Orcs, Tiefling, and Drow are archetypically evil races, and their archaic positions within the game reflect and reinforce racist stereotypes in the real world. Other recent books like Eberron: Rising from the Last War and Explorer’s Guide to Wildemount bucked this trend in subtler ways, but it’s on full display in Tasha’s Cauldron of Everything.
“A typical character race in D&D includes little or no choice — a lack that can make it difficult to realize certain character concepts,” a passage from the book reads. The end result is some new variety that lets you customize ability scores, languages, and proficiencies. Certain “cultural assumptions” that go along with all of the game’s races are rejected, and this book offers a way to “step outside” that. All races are morally and culturally complex. And now, it impacts more than just their moral alignment.
Some races are optimal for specific classes. Elves and Halflings make good Rogues because they get innate boosts to Dexterity. Dwarves make excellent frontline combatants thanks to their Constitution stat increase. To play as a Tiefling Cleric is borderline foolish when the boosts to Charisma and Intelligence do virtually nothing. If you ignore these stats, your character could bring the whole team down. Until now.

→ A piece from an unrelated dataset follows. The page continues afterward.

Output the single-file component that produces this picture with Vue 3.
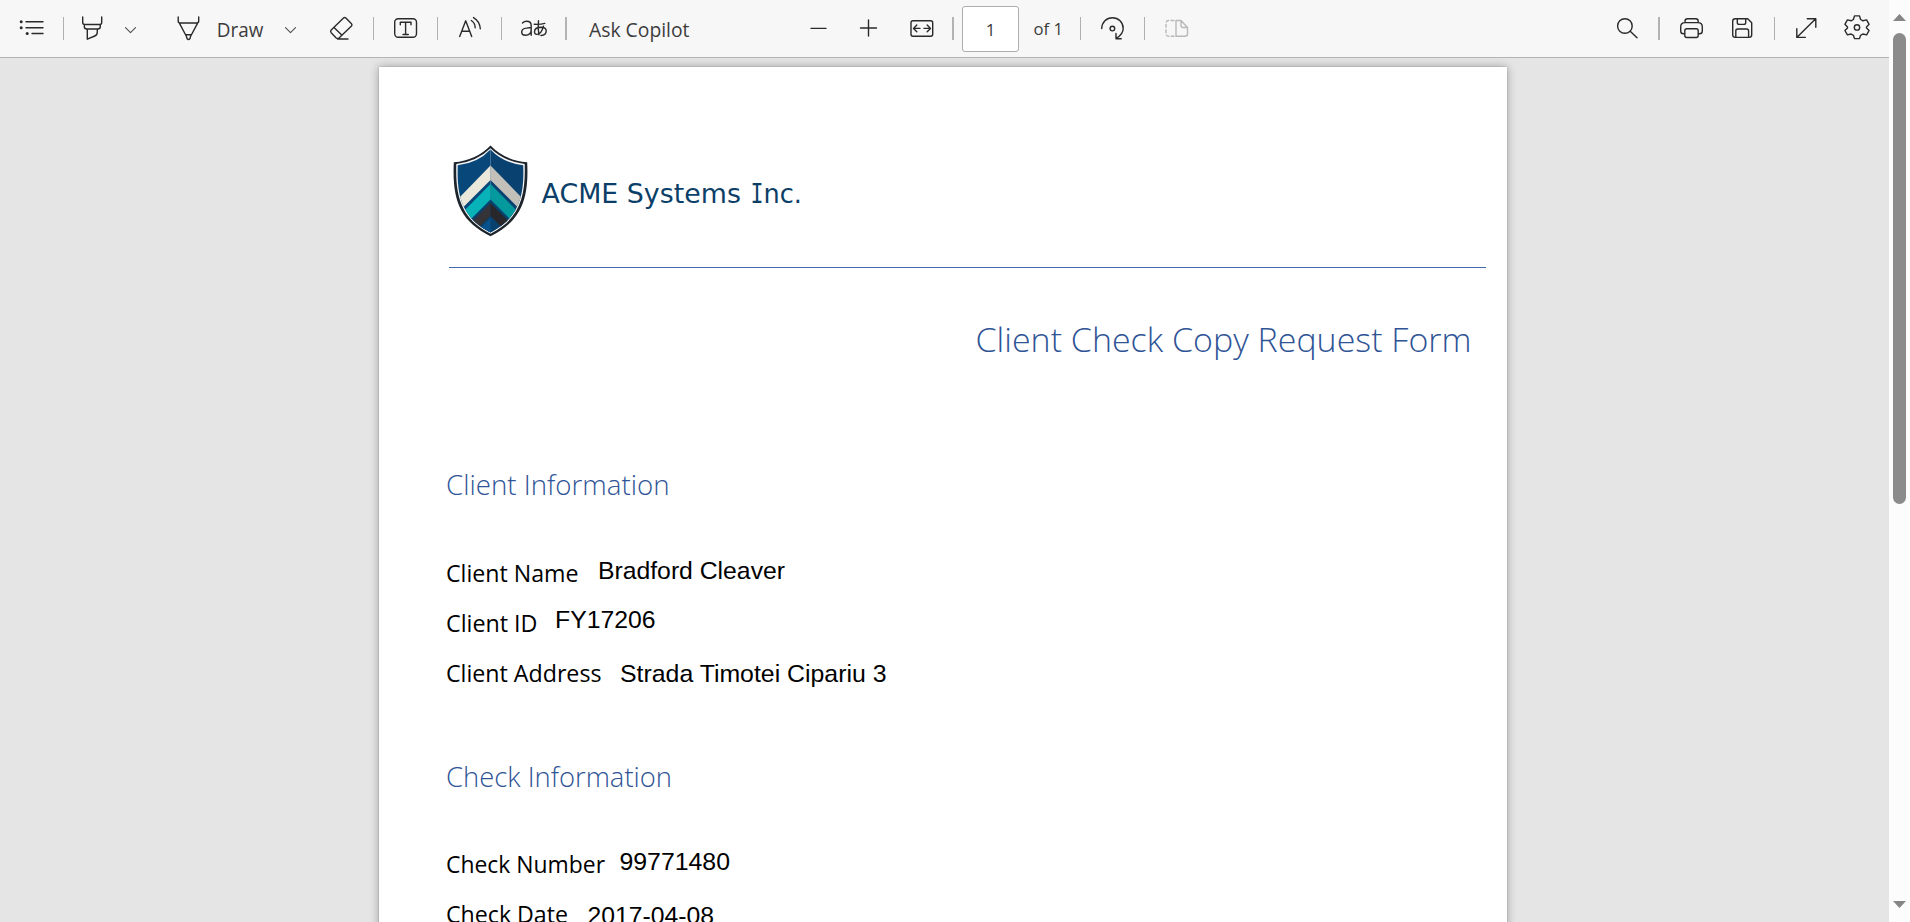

Tasha’s Cauldron of Everything makes it so that a player can essentially overhaul their Background and Race to suit their whims. The “Custom Lineage” option essentially lets anyone apply the Variant Human race to literally anything, even a humanoid race of their own choosing. Other options for shifting Skill proficiencies or even Subclass around also exist. Traditionalists might cringe, but these offer exciting ways for players to tell interesting character stories … with their Dungeon Master’s permission, of course.
You can design your own custom Background (origin story) to match your bespoke race and optimize it however you please, swapping out skills for weapon or tool proficiencies and vice versa. None of this is really game-breaking, but it certainly bends the rules rather far.
Through new Subclass and Feat options, players can blend together various abilities without spending the experience points to actually multiclass. Barbarian gets a Path of the Wild Magic that feels like a crossover with the Wild Magic Sorcerer. Clerics get a Peace Domain that’s reminiscent of a magical Way of Tranquility Monk. The Druid Circle of Wildfire leans into the fire magic you might get from a Wizard or Sorcerer. There’s a lot of synergy at play within these options, but less so in new Feats that let you dip into almost anything.
Anyone can learn an Artificer Cantrip and a Level 1 spell with Artificer Initiate. Eldritch Adept lets you learn two Eldritch Invocations, the Warlock’s key class feature. If your character knows the Darkness spell but then chooses the Devil’s Sight Invocation, then they alone can see in a room of blind enemies. Fighting Initiate lets any class adopt a Fighting Style from the Fighter class, and Metamagic Adept grants any arcane class the Sorcerer’s best feature. The possibilities for optimizing overpowered characters will seem tantalizing to veteran players.
At the same time, traditionalists might frown upon these rules if their loyalties lie with previous editions and their more rigid game structures. But a major factor in D&D’s exploding popularity over the last several years has to do with the 5th edition, the loosest and most accessible version of the game ever made.
This idea that you can play D&D in any way is somewhat contradictory to the game itself, which has so many rules to it that there are entire tomes the size of college textbooks devoted to outlining said rules. In its current form, the game puts a lot of limitations on what players can choose, who they can be, and what they can do for their characters.
For better or for worse, Tasha’s Cauldron of Everything is all about smashing through those boundaries to let players do whatever the hell they want.
Veteran players keen to study the game and optimize their characters will inevitably discover a treasure-trove of game-breaking adjustments in here. And new players potentially alienated by the rigid rules (why can’t an elf have wings?), are now given the freedom to design entirely original characters all their own.
These kinds of creative innovations aimed at diversity and inclusion might alienate the game’s traditionalists, but it’s totally awesome to imagine what players might concoct.
Tasha's Cauldron of Everything is now available.